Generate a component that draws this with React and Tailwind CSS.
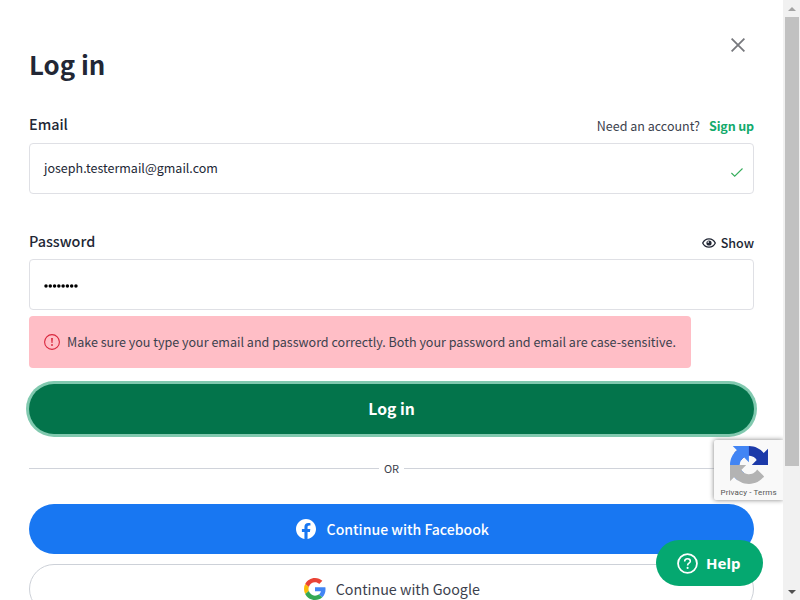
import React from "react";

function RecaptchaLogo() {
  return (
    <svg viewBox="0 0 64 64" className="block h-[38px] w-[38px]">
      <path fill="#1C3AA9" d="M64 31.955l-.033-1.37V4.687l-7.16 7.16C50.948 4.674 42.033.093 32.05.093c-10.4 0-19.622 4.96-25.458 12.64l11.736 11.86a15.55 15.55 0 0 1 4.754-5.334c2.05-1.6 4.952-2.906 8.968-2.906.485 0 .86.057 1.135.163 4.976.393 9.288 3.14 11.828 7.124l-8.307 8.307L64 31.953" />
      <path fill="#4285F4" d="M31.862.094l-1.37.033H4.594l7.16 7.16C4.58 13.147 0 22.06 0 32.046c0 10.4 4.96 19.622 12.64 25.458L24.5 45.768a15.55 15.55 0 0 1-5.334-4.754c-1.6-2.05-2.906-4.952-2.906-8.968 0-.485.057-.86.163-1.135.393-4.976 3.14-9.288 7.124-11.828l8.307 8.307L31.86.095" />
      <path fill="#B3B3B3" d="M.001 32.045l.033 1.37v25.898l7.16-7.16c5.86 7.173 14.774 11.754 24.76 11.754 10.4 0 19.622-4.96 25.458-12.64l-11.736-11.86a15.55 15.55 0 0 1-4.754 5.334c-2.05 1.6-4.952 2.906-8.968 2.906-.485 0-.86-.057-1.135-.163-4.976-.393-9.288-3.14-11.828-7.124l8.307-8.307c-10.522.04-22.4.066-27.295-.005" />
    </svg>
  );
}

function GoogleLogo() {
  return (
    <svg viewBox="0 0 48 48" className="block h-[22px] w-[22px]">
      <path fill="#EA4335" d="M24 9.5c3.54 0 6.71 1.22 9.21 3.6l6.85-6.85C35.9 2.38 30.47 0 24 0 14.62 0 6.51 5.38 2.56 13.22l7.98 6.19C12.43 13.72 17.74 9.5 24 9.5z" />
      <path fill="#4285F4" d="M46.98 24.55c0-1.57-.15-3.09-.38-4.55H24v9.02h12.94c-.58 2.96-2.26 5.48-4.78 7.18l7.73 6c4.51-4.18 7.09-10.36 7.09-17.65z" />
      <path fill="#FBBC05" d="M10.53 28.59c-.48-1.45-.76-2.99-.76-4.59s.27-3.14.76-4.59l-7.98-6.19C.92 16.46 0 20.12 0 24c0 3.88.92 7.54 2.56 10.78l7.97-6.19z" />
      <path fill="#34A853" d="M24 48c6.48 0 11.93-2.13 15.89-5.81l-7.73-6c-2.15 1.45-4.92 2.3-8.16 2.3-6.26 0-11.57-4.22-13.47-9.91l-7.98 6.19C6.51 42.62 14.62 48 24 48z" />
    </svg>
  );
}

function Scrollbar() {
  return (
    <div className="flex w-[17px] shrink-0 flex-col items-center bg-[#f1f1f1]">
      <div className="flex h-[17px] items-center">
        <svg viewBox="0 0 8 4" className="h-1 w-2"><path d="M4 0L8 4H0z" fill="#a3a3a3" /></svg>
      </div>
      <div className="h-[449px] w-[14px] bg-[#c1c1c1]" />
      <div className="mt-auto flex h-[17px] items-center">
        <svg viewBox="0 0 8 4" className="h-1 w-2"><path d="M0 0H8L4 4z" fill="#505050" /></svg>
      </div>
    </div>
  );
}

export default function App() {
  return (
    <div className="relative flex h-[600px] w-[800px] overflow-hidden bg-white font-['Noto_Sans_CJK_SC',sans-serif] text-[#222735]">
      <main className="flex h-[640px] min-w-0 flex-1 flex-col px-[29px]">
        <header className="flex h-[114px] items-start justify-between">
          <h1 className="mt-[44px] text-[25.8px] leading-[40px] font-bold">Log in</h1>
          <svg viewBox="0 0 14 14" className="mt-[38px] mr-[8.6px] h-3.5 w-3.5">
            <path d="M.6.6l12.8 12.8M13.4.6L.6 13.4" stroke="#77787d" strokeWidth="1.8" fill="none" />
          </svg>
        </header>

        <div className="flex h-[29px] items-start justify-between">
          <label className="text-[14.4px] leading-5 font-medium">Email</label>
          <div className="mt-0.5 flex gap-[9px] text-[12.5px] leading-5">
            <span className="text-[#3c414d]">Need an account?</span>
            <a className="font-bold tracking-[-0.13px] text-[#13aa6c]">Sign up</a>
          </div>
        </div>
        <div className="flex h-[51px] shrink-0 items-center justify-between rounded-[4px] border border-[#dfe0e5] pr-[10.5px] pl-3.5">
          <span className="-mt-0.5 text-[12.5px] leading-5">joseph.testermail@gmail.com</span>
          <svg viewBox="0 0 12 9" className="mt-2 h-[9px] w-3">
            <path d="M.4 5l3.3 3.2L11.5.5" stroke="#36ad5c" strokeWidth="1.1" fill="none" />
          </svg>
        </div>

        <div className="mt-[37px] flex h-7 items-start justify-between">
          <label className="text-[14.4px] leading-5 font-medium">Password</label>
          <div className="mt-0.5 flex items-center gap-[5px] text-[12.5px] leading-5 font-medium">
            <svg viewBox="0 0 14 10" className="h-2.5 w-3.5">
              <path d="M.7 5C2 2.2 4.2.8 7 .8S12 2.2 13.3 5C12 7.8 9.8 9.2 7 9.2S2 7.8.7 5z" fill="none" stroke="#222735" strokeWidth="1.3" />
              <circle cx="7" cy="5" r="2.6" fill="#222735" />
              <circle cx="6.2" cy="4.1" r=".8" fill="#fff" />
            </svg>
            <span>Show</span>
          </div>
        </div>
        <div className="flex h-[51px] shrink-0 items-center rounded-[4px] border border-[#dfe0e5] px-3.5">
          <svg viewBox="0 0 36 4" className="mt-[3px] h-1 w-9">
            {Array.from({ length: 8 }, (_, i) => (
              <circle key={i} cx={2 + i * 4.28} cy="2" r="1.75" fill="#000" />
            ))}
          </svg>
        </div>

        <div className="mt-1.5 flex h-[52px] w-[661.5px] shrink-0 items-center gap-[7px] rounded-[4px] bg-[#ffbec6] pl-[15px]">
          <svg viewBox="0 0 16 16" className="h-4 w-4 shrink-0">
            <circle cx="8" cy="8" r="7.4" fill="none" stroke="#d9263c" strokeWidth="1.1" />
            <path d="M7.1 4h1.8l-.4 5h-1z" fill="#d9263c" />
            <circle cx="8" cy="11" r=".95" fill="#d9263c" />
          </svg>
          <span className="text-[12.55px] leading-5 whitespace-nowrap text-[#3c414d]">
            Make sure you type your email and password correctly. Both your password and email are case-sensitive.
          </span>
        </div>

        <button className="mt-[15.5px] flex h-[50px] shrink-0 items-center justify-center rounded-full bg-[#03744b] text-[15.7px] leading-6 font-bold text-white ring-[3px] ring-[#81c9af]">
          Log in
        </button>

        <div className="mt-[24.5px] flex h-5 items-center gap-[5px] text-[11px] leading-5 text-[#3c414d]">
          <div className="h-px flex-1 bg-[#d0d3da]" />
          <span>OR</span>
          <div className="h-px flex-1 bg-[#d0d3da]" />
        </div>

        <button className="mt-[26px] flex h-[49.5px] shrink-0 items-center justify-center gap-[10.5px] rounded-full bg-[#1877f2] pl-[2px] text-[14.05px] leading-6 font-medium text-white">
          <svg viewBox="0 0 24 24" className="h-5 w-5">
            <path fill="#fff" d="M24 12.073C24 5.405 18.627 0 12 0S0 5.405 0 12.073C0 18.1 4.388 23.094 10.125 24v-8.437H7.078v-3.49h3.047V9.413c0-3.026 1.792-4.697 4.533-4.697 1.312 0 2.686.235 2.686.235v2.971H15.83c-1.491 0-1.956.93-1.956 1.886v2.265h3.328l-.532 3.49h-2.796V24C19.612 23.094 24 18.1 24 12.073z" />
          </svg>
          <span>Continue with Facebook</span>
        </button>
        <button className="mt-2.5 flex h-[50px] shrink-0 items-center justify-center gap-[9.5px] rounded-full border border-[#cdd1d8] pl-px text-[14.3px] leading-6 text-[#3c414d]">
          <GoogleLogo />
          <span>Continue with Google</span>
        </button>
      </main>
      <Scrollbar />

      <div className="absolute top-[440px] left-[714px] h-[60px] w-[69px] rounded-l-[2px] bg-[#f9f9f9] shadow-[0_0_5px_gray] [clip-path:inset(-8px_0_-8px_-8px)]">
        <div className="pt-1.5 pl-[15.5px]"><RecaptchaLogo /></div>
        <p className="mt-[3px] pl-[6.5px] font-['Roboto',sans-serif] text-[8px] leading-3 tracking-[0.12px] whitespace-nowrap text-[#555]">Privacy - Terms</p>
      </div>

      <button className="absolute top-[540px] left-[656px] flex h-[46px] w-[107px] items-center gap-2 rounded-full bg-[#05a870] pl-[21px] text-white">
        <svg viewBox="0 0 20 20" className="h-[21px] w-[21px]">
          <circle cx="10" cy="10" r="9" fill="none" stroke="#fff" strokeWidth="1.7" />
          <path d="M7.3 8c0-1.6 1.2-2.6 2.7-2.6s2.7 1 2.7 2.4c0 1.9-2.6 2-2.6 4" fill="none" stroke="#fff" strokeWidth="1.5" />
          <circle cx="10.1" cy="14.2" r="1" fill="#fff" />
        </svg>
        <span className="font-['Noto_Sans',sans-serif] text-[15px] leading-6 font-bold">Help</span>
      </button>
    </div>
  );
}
*****
WHAT TO DO | Make an exact copy of the lines from the top of the material through the line with "import React from", pictures excluded.

FINISHED EXERCISE |
Generate a component that draws this with React and Tailwind CSS.
import React from "react";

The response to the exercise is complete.